Difference Between Friction and Shear

Friction vs Shear

Friction and shear stress are two phenomena involved in the field of mechanics of matter. It is very important to have a good understanding on both friction and shear stress in order to get a good understanding of fields such as electrical engineering, automobile engineering, mechanical engineering, and any other relevant field. Both friction and shear stress plays important roles in our day to day lives too. If it is not for these forces, we would not be able to do most of the work we do daily. In this article, we are going to discuss what friction and shear stress are, the proper and common definitions of friction and shear stress, their applications and methods of calculating, similarities and finally their differences.

Friction

Friction is probably the most common resistive force we experience every day. Friction is caused by the contact of two rough surfaces. Friction has five modes. Dry friction, which occurs between two solid bodies, fluid friction, which is also known as viscosity, lubricated friction, where two solids are separated by a liquid layer, skin friction, which opposes a moving solid in a liquid, and internal friction, which causes the internal components of a solid to make friction.
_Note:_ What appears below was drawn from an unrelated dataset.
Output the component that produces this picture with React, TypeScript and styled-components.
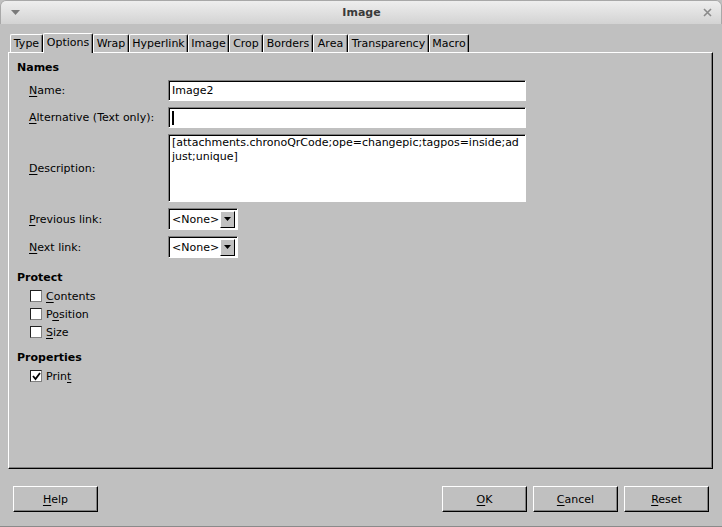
import React from 'react';
import styled, { createGlobalStyle } from 'styled-components';

const GlobalStyle = createGlobalStyle`
  html, body {
    margin: 0;
    padding: 0;
    background: #c0c0c0;
  }
`;

const Window = styled.div`
  width: 722px;
  height: 527px;
  box-sizing: border-box;
  display: flex;
  flex-direction: column;
  background: #c0c0c0;
  border-radius: 6px 6px 0 0;
  border-bottom: 1px solid #8a8a8a;
  overflow: hidden;
  font-family: 'DejaVu Sans', 'Liberation Sans', sans-serif;
  font-size: 11px;
  color: #000;
`;

const TitleBar = styled.div`
  flex: none;
  height: 24px;
  box-sizing: border-box;
  display: flex;
  align-items: center;
  justify-content: space-between;
  padding: 0 9px 0 10px;
  background: linear-gradient(#eeeeee, #d3d3d3);
  border: 1px solid #a8a8a8;
  border-bottom: none;
  border-radius: 6px 6px 0 0;
`;

const Title = styled.div`
  font-weight: bold;
  font-size: 11px;
  color: #3a3a3a;
`;

const Body = styled.div`
  flex: 1;
  display: flex;
  flex-direction: column;
  padding: 9px 9px 0 8px;
`;

const TabRow = styled.div`
  display: flex;
  align-items: flex-end;
  height: 19px;
  padding-left: 2px;
  position: relative;
  z-index: 1;
`;

const Tab = styled.div<{ $active?: boolean; $w: number }>`
  box-sizing: border-box;
  width: ${(p) => p.$w}px;
  height: ${(p) => (p.$active ? '20px' : '18px')};
  margin-bottom: ${(p) => (p.$active ? '-1px' : '0')};
  padding-top: 2px;
  display: flex;
  align-items: flex-start;
  justify-content: center;
  background: #c0c0c0;
  border-top: 1px solid #fff;
  border-left: 1px solid #fff;
  border-right: 1px solid #000;
  border-radius: 2px 2px 0 0;
  box-shadow: inset -1px 0 #808080;
  line-height: 14px;
  white-space: nowrap;
`;

const Panel = styled.div`
  flex: none;
  width: 705px;
  height: 417px;
  box-sizing: border-box;
  border-top: 1px solid #fff;
  border-left: 1px solid #fff;
  border-right: 1px solid #000;
  border-bottom: 1px solid #000;
  box-shadow: inset -1px -1px #808080;
  padding: 8px 8px 0 8px;
  display: flex;
  flex-direction: column;
`;

const Heading = styled.div<{ $gap?: number }>`
  font-weight: bold;
  line-height: 14px;
  margin-top: ${(p) => p.$gap ?? 0}px;
`;

const FieldRow = styled.div<{ $h: number; $gap?: number }>`
  display: flex;
  align-items: center;
  height: ${(p) => p.$h}px;
  margin-top: ${(p) => p.$gap ?? 6}px;
  padding-left: 12px;
`;

const Label = styled.div`
  width: 139px;
  flex: none;
`;

const Sunken = styled.div`
  box-sizing: border-box;
  background: #fff;
  border-style: solid;
  border-width: 1px;
  border-color: #808080 #fff #fff #808080;
  box-shadow: inset 1px 1px #000;
`;

const TextBox = styled(Sunken)<{ $multi?: boolean }>`
  width: 358px;
  height: 100%;
  padding: ${(p) => (p.$multi ? '1px' : '2px')} 3px 0 3px;
  line-height: ${(p) => (p.$multi ? '14px' : '15px')};
`;

const Caret = styled.span`
  display: inline-block;
  vertical-align: top;
  width: 2px;
  height: 14px;
  margin-top: 1px;
  background: #000;
`;

const Select = styled(Sunken)`
  width: 70px;
  height: 100%;
  display: flex;
  align-items: center;
  justify-content: space-between;
  padding: 2px 2px 2px 3px;
`;

const DropButton = styled.div`
  box-sizing: border-box;
  width: 15px;
  height: 17px;
  background: #c0c0c0;
  border-top: 1px solid #fff;
  border-left: 1px solid #fff;
  border-right: 1px solid #000;
  border-bottom: 1px solid #000;
  display: flex;
  align-items: center;
  justify-content: center;
`;

const CheckRow = styled.div<{ $gap?: number }>`
  display: flex;
  align-items: center;
  height: 18px;
  padding-left: 13px;
  margin-top: ${(p) => p.$gap ?? 0}px;
`;

const Box = styled.div`
  box-sizing: border-box;
  width: 12px;
  height: 12px;
  margin-right: 4px;
  background: #fff;
  border-style: solid;
  border-width: 1px;
  border-color: #202020 #808080 #808080 #202020;
  display: flex;
  align-items: center;
  justify-content: center;
`;

const Footer = styled.div`
  display: flex;
  align-items: center;
  margin-top: 17px;
  padding: 0 4px 0 5px;
`;

const Spacer = styled.div`
  flex: 1;
`;

const Button = styled.div`
  box-sizing: border-box;
  width: 85px;
  height: 26px;
  margin-left: 6px;
  display: flex;
  align-items: center;
  justify-content: center;
  border-top: 1px solid #fff;
  border-left: 1px solid #fff;
  border-right: 1px solid #000;
  border-bottom: 1px solid #000;
  box-shadow: inset -1px -1px #808080;
  &:first-child {
    margin-left: 0;
  }
`;

const U = styled.span`
  text-decoration: underline;
  text-underline-offset: 2px;
`;

const tabs: [string, number][] = [
  ['Type', 33],
  ['Options', 50],
  ['Wrap', 36],
  ['Hyperlink', 59],
  ['Image', 41],
  ['Crop', 34],
  ['Borders', 50],
  ['Area', 35],
  ['Transparency', 81],
  ['Macro', 40],
];

const Arrow = () => (
  <svg width="7" height="4" viewBox="0 0 7 4">
    <polygon points="0,0 7,0 3.5,4" fill="#000" />
  </svg>
);

const Check = () => (
  <svg width="9" height="9" viewBox="0 0 9 9">
    <polyline points="1,4 3.5,7 8,1" fill="none" stroke="#000" strokeWidth="1.8" />
  </svg>
);

const App = () => {
  return (
    <>
      <GlobalStyle />
      <Window>
        <TitleBar>
          <svg width="9" height="5" viewBox="0 0 9 5">
            <polygon points="0,0 9,0 4.5,5" fill="#7a7a7a" />
          </svg>
          <Title>Image</Title>
          <svg width="9" height="9" viewBox="0 0 9 9">
            <path d="M1 1 L8 8 M8 1 L1 8" stroke="#8a8a8a" strokeWidth="1.6" />
          </svg>
        </TitleBar>
        <Body>
          <TabRow>
            {tabs.map(([t, w]) => (
              <Tab key={t} $w={w} $active={t === 'Options'}>
                {t}
              </Tab>
            ))}
          </TabRow>
          <Panel>
            <Heading>Names</Heading>
            <FieldRow $h={21} $gap={5}>
              <Label>
                <U>N</U>ame:
              </Label>
              <TextBox>Image2</TextBox>
            </FieldRow>
            <FieldRow $h={21}>
              <Label>
                <U>A</U>lternative (Text only):
              </Label>
              <TextBox>
                <Caret />
              </TextBox>
            </FieldRow>
            <FieldRow $h={68}>
              <Label>
                <U>D</U>escription:
              </Label>
              <TextBox $multi>
                [attachments.chronoQrCode;ope=changepic;tagpos=inside;ad
                <br />
                just;unique]
              </TextBox>
            </FieldRow>
            <FieldRow $h={22}>
              <Label>
                <U>P</U>revious link:
              </Label>
              <Select>
                &lt;None&gt;
                <DropButton>
                  <Arrow />
                </DropButton>
              </Select>
            </FieldRow>
            <FieldRow $h={22}>
              <Label>
                <U>N</U>ext link:
              </Label>
              <Select>
                &lt;None&gt;
                <DropButton>
                  <Arrow />
                </DropButton>
              </Select>
            </FieldRow>

            <Heading $gap={13}>Protect</Heading>
            <CheckRow $gap={2}>
              <Box />
              <span>
                <U>C</U>ontents
              </span>
            </CheckRow>
            <CheckRow>
              <Box />
              <span>
                P<U>o</U>sition
              </span>
            </CheckRow>
            <CheckRow>
              <Box />
              <span>
                <U>S</U>ize
              </span>
            </CheckRow>

            <Heading $gap={10}>Properties</Heading>
            <CheckRow $gap={2}>
              <Box>
                <Check />
              </Box>
              <span>
                Prin<U>t</U>
              </span>
            </CheckRow>
          </Panel>
          <Footer>
            <Button>
              <span>
                <U>H</U>elp
              </span>
            </Button>
            <Spacer />
            <Button>
              <span>
                <U>O</U>K
              </span>
            </Button>
            <Button>
              <span>
                <U>C</U>ancel
              </span>
            </Button>
            <Button>
              <span>
                <U>R</U>eset
              </span>
            </Button>
          </Footer>
        </Body>
      </Window>
    </>
  );
};

export default App;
However, the term “friction” is most commonly used in place of the dry friction. This is caused by the rough microscopic cavities on each of the surfaces fitting each other and refusing to move. The dry friction between two surfaces depends on the friction coefficient and the reactive force normal to the plane acting on the object. The maximum static friction between two surfaces is just a bit higher than the dynamic friction. It should be noted that even though friction depends on the normal reactive force, it is always tangential to the surface, thereby, normal to the reactive force.

Shear Stress

Shear stress is a deformation force. When a force is applied tangential to a solid surface the solid tends to “twist”. For this to happen, the solid must be fixed, so that, it cannot move in the direction of the force. The unit of shear stress is Newton per meter squared or commonly known as Pascal. We know that Pascal is also the unit of pressure. But, the definition of pressure is the force normal to the surface divided by the area, whereas the definition of shear stress is the force parallel to the surface per unit area. Torque acting upon a fixed object can also produce shear stress. By definition, not only solids but also fluids can have shear stress. Objects have a property called the shear modulus, which tells us how far will the object twist for a given shear stress. This depends on the shape, size, material and temperature of the object. Shear stress of constructions and automobile engineering plays a main role in designing and implementing the design.